**Work to do**
Retype, exactly as they stand, the lines from the start of the data to the line that contains "border-t-2 border-l border-r", both ends included. Leave the pictures out.
"""
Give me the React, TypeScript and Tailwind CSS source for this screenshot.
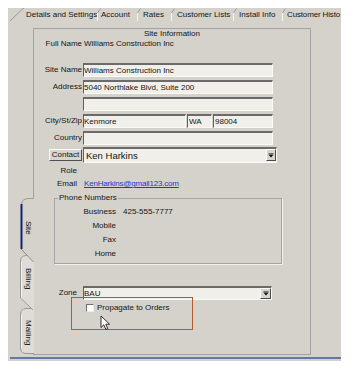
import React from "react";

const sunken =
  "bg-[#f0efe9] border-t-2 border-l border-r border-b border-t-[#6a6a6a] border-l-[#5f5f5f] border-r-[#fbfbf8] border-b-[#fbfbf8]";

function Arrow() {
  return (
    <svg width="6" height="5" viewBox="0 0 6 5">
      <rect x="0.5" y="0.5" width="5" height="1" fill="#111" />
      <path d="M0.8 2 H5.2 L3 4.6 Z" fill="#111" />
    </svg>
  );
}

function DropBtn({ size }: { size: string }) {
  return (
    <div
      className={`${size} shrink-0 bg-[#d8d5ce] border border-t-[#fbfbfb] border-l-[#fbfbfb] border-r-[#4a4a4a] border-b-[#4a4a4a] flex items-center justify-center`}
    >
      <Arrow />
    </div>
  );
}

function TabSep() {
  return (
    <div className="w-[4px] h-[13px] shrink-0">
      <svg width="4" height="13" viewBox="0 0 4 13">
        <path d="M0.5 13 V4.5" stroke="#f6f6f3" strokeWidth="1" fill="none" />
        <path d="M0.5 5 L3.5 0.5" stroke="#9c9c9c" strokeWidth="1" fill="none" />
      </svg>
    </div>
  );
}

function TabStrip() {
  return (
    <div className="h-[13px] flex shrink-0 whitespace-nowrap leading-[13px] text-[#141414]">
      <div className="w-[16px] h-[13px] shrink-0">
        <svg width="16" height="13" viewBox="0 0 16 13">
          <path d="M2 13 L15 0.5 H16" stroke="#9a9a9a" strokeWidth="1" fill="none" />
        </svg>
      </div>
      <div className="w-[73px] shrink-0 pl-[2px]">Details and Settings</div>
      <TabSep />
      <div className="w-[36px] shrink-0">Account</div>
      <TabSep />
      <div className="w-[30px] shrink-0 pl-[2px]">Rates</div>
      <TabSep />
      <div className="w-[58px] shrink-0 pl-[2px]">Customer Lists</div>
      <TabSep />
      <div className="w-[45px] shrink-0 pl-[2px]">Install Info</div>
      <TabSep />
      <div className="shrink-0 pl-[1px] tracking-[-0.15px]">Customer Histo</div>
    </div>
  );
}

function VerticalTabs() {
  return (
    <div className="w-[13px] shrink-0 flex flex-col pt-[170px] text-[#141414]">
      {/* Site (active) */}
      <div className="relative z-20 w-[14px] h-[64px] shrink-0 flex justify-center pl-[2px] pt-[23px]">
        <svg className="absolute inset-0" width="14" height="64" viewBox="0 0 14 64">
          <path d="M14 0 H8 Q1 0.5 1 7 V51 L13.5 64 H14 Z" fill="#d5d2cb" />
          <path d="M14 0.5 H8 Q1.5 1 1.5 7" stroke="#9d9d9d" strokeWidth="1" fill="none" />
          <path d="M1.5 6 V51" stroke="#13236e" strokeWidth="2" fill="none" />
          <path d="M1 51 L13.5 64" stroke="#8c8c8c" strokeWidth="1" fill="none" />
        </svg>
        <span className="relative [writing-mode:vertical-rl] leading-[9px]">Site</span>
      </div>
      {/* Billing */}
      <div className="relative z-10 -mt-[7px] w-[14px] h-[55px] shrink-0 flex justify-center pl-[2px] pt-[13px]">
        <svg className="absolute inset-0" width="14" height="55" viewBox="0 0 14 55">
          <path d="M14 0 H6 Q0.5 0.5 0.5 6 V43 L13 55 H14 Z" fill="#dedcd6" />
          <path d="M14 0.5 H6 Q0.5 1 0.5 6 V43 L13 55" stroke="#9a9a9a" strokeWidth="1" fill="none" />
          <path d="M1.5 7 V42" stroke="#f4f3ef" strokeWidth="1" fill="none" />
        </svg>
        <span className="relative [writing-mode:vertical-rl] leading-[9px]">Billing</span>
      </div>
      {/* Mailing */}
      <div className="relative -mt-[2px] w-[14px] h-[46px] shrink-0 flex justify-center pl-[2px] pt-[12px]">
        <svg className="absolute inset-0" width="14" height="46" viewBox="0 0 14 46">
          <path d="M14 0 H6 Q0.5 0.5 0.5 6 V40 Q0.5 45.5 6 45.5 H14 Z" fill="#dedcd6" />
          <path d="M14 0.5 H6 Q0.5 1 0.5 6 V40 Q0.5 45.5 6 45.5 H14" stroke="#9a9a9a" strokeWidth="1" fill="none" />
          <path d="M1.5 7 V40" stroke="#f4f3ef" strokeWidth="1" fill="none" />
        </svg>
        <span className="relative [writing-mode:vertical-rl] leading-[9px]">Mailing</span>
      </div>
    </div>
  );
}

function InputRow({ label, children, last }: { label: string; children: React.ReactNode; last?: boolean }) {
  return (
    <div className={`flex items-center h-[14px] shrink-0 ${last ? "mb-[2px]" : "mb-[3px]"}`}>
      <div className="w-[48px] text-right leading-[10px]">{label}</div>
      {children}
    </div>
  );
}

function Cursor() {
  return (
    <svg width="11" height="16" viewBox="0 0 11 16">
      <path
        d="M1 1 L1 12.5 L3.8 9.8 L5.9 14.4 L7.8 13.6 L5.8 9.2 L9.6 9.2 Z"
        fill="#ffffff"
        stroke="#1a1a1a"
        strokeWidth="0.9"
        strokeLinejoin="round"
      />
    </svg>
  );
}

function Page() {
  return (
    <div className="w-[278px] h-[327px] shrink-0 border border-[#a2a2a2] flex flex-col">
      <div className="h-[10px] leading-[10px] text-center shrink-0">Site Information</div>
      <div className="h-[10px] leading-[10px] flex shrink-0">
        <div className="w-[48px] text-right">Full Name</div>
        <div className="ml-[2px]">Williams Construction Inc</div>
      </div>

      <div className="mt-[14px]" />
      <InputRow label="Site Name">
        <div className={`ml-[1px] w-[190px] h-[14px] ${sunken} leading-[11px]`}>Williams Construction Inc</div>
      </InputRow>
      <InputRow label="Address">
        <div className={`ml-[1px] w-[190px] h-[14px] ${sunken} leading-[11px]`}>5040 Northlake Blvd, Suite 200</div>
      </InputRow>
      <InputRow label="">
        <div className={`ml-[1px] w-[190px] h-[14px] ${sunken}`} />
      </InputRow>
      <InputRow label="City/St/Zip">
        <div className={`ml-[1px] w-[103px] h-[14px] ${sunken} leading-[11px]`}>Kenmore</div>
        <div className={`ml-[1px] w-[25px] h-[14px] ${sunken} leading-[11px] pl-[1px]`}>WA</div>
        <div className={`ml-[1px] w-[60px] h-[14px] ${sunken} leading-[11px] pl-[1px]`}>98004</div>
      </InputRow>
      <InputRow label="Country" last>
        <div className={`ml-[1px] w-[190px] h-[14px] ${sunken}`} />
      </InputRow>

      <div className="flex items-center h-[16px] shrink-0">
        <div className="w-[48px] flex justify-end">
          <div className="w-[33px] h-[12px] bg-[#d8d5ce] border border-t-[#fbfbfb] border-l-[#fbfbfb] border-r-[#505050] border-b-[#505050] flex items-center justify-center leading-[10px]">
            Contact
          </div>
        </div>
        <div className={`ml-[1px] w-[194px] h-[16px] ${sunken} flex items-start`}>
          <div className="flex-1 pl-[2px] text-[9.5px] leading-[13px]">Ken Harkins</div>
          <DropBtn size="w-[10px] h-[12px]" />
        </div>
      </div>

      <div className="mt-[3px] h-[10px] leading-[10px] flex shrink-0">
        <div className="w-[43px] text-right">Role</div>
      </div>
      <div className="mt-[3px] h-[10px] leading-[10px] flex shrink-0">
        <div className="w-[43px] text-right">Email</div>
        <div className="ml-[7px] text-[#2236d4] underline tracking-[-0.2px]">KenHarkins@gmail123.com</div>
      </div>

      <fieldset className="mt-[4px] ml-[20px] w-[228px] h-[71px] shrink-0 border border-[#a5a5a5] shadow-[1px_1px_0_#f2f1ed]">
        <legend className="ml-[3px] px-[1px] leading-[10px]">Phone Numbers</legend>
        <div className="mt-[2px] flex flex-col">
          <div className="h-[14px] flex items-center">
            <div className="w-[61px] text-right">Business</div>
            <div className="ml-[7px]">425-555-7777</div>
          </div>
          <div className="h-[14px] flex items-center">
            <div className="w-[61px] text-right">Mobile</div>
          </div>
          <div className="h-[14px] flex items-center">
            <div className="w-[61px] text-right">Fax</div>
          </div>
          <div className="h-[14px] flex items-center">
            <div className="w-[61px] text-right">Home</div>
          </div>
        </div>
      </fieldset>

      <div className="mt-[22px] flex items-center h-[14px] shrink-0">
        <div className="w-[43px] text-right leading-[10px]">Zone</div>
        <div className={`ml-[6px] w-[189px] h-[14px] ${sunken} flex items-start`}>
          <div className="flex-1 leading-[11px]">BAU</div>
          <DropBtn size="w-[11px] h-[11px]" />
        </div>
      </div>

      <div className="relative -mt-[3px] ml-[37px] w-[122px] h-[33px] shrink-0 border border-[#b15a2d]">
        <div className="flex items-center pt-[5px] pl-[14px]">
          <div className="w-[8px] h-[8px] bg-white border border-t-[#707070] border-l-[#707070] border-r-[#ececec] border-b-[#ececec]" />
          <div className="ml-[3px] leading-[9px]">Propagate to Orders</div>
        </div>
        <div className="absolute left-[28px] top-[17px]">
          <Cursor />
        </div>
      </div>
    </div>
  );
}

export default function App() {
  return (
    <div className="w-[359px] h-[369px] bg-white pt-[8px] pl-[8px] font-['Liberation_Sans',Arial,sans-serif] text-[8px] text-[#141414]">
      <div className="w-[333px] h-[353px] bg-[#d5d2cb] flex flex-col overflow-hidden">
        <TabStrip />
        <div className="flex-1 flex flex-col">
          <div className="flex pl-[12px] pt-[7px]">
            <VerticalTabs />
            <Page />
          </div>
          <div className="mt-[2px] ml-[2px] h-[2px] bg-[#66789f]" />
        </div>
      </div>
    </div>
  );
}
"""
**Result of this exercise**
Give me the React, TypeScript and Tailwind CSS source for this screenshot.
import React from "react";

const sunken =
  "bg-[#f0efe9] border-t-2 border-l border-r border-b border-t-[#6a6a6a] border-l-[#5f5f5f] border-r-[#fbfbf8] border-b-[#fbfbf8]";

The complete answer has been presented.